Redfish Painting Progression September 29 2014, 2 Comments

  

  The weather may be too nasty to fish, but it's pretty perfect for starting another painting. 

  I usually post a photo of a painting about halfway through with the major areas blocked in, and then I don't post anything else until it's almost finished. However, on this newest redfish piece, I'm going to keep taking photos every few steps to show the process (or at least MY process...I'm sure I do some things bass ackwards from the standard, or how you're "supposed to do it"). I haven't always been known to do things the most efficient way, or the most commonsensical way - always learning! 

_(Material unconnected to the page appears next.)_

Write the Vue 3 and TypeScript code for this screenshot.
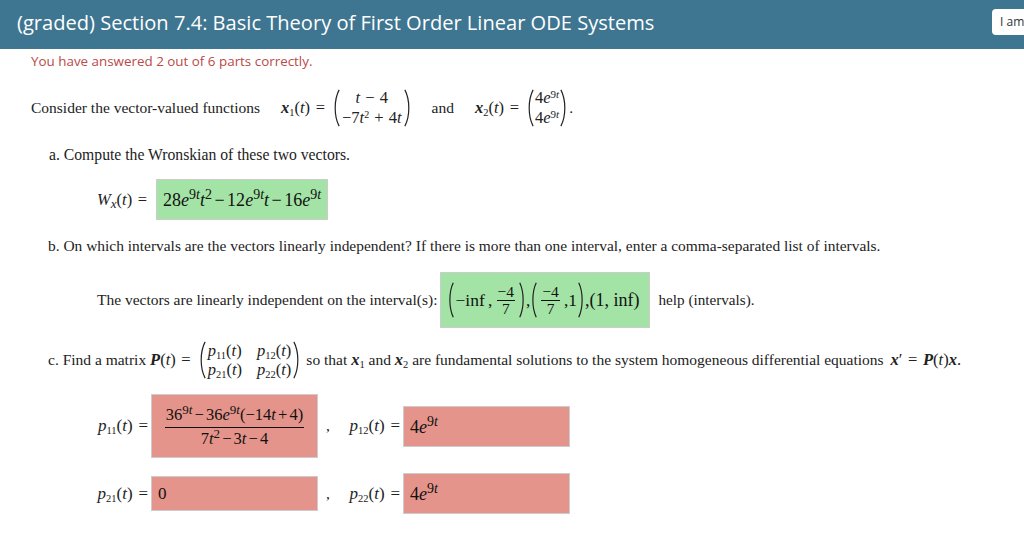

  The idea I had here was to do a kind of vignette for the background with no real detail or defining lines - just a sparse grass patch here and there and some shadows. I want the main focus to be on the fish; originally I had planned on the fly being a little blue crab, but scratched that as I didn't want it to take away from the fish. So eventually that little paintless patch will turn into a slider. I'll add another picture every few steps - steps can be hours or days apart depending on how fast one layer dries. Oils take a while to dry, and typically lighter colors take longer than darker colors - the more white in a layer, the slower it dries. Taking that into consideration, I try to get my dark layers done first and work to lighter. Waiting for paint to dry so I can keep going is agitating for me to say the least. And as I have found, staring at it does not make the paint dry any faster. 

  I've always painted on "normally shaped" canvases, but wanted to try something different and bought this (12"x36") THING. I immediately regretted picking it up when it came down to picking a subject. Took me a little, but finally got a design nailed down that looks at home on it.  

The first image is the concept background I did on the iPad, as a vague idea of what I wanted it to look like. It's going to lighten up from there a little.